Learn to Avoid Scam Survey Sites

Online Surveys - Money to be Made or A Waste of Time?

There are lots of flashing and blinking banners online offering up to £50 per survey but beware of them! Taking online surveys is not a get rich quick scheme and while you can earn a modest amount, it will certainly not be enough to supplement a full time job. So it is important to carefully choose the survey sites you sign up to and learning how to spot (and ultimately avoid) the gimmicky sites that can easily take up your valuable time for virtually no reward.

How to Spot Signs Something Isn't Right


The best place to start is with an internet search for survey companies. But while you will be inundated with page after page of survey companies offering to help you to make loads of money it's important to pick a reliable and genuine site.

If it sounds too good to be true, it probably is!

So, how do you separate the wheat from the chaff?

Firstly, using your own common sense will alert you to some of the more obvious scams. However, fine tuning your radar to the more insidious methods of being sucked into these scam sites will help to steer you clear of the pitfalls. The following list of possible scams should also help you to spot the warning signs early on.

All that Glitters is not Gold:

While there are occasions where some surveys could pay you a large amount of money, say £5 for one survey, this is rare. It would largely depend on the length of the survey paired with an allowance for the intensity of such a questionnaire. Surveys such as this are not the norm, though they do occasionally arise.

If the survey company seems to be offering regular £50 surveys, they are probably not legitimate.

If you're still unsure about what they're offering, search the internet for reviews written by survey panels' members, if someone's been scammed, they're not likely to keep quiet about it!

Payment for registration:

  • Any site that offers to search for or select the most lucrative survey sites for you in return for a one-off fee is most definitely a scam!
  • Legitimate survey sites are not part of some secret organisation that only a few sources have access to - quite the reverse.

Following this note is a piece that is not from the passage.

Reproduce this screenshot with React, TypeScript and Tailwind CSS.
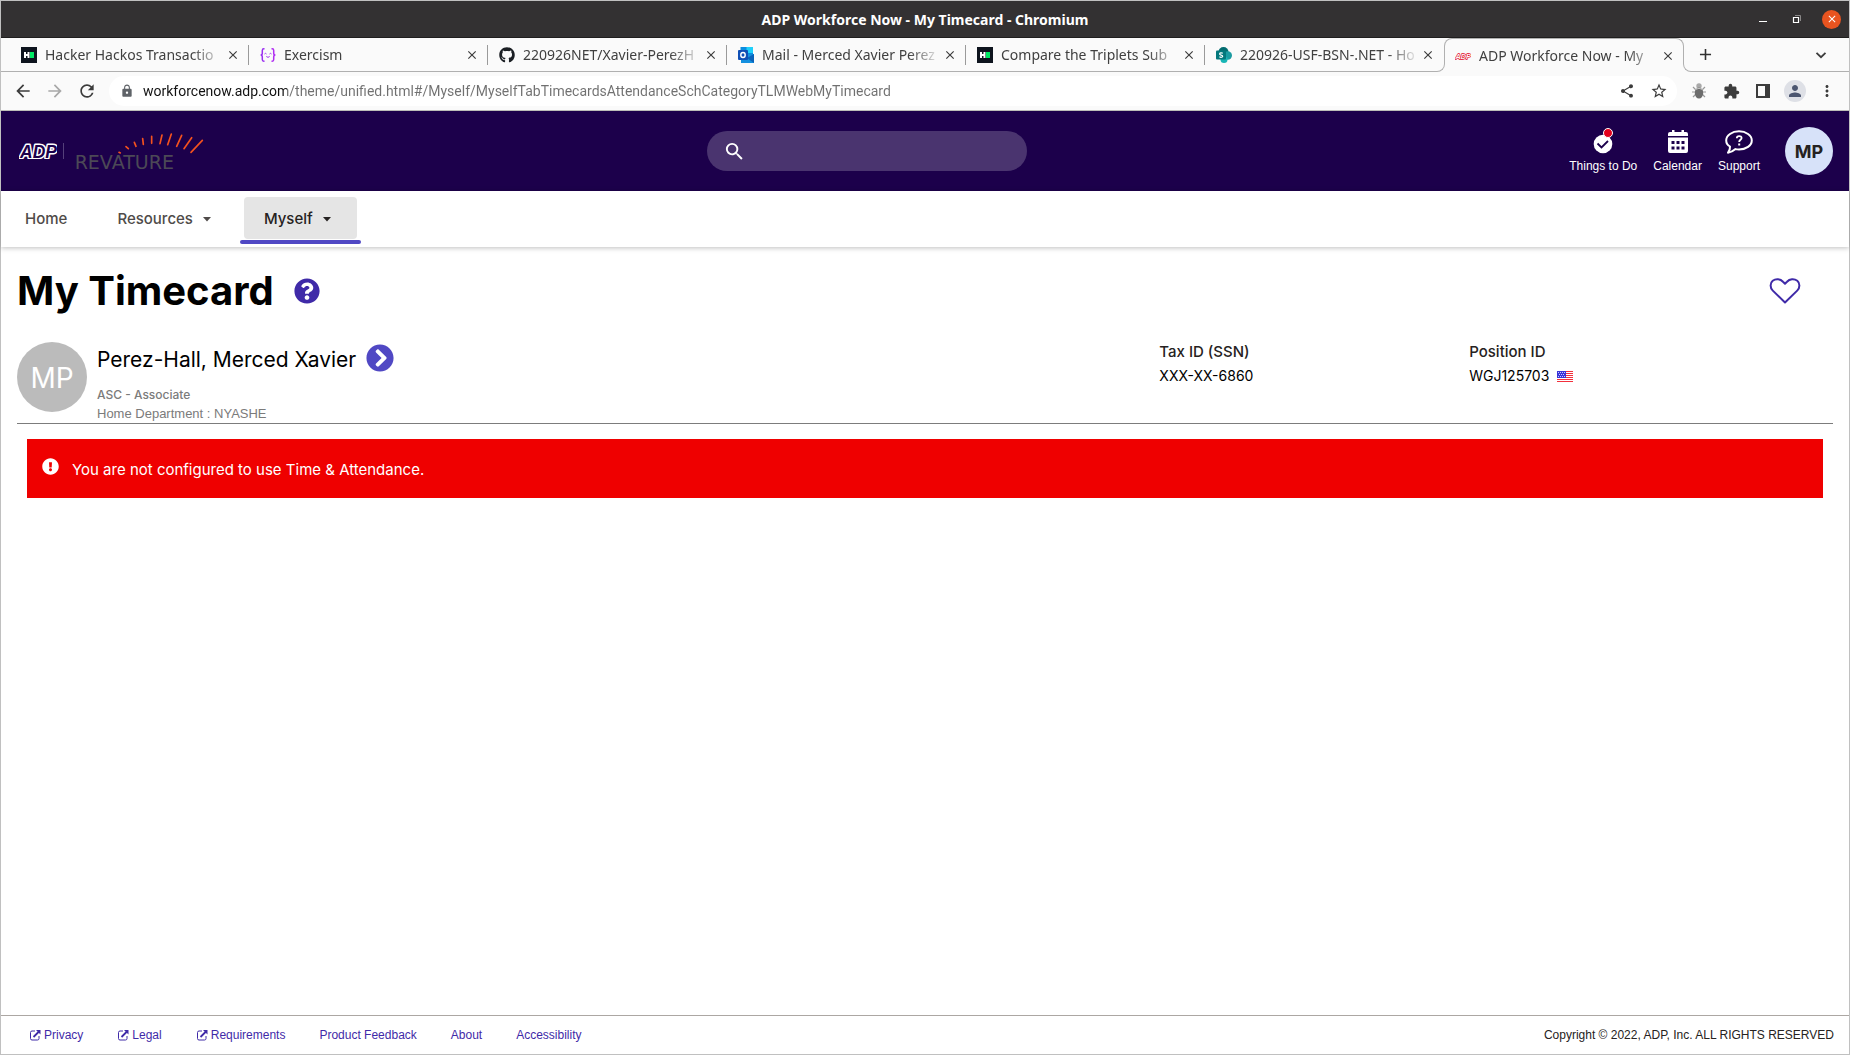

The aim of market research in general is to reach as wide an audience as possible in order that the widest and most varied of results can be achieved. Therefore, why would you need to find these sites via a special source? You don't. An internet search will throw up an endless supply of results for you, and what's more, it's free. As you get to know other survey takers via panels and forums, you may find that referrals to other trusted sites will come your way too.

Intense profiling:

Every survey company requires a certain amount of profile information from you - name, address, date of birth, ethnic origin, sex, family situation, etc are all important factors when determining who to send survey invitations to.

  • In some situations you may feel like the profile questions go on forever. i.e. if you are being asked what type of music you like, what books you read, etc, then these are pretty harmless questions that help survey companies to group you with others in your demographic.
  • However, if you come across questions that seem too probing, such as asking you to supply your bank or credit card details, your national insurance number or exact dates you expect to be away on holiday, then don't ignore those alarm bells - you will never have to provide this information to a reputable survey company.

Shut Down or Sign Up?

It may be exciting to come across the sites that offer you upwards of £50 for doing relatively little - but there will always be a catch and you don't want to spend time chasing payments or rewards that you are never going to receive. As well as fine tuning your brain to think before you sign up to some of these sites, the following are some clear indicators of what you should avoid:

One-off wonga:

The promise of a generous reward for a one-off survey usually comes with a catch and you might find that you are chasing your reward for a long time after you've completed the survey with no guarantee of ever receiving payment. In fact, all you are likely to receive after doing one of these surveys is an endless supply of spam mail!

Taking surveys to qualify for testing gadgets:

Testing the latest smartphone or tablet might look like it's a fantastic opportunity, but be careful that you are not duped into downloading a manual to go with the gadget - a manual that might cost you upwards of £25. Besides, in some of these cases, your card details may be at risk too.

Surveys that require downloads:

This is one area where you need to exercise extreme caution - sometimes, downloading what might seem to be pretty harmless information collecting software can often mean that your computer becomes compromised. Worse still, if you've chosen a disreputable site, your personal information could also be at risk.

Don't Take your Eye off the Ball!

So, you've been taking surveys for a while now and you've enjoyed the rewards, the opportunities, meeting new people online and being referred to other interesting sites; but there are some further potential pitfalls to look out for once you've established yourself. For instance, rushing through surveys or trying to complete some surveys more than once in order to bump up your rewards - in the same way that you want to be aware of any scams, survey companies will not tolerate certain things from their members. Don't be tempted to use methods that could be deemed to be cheating as you could find yourself blacklisted.

Taking part in online surveys is both interesting and fun, as well as being a relatively easy means of earning some extra cash. Arming yourself with the facts about which sites are good and which ones to avoid will make it safer, and even more rewarding in the long run.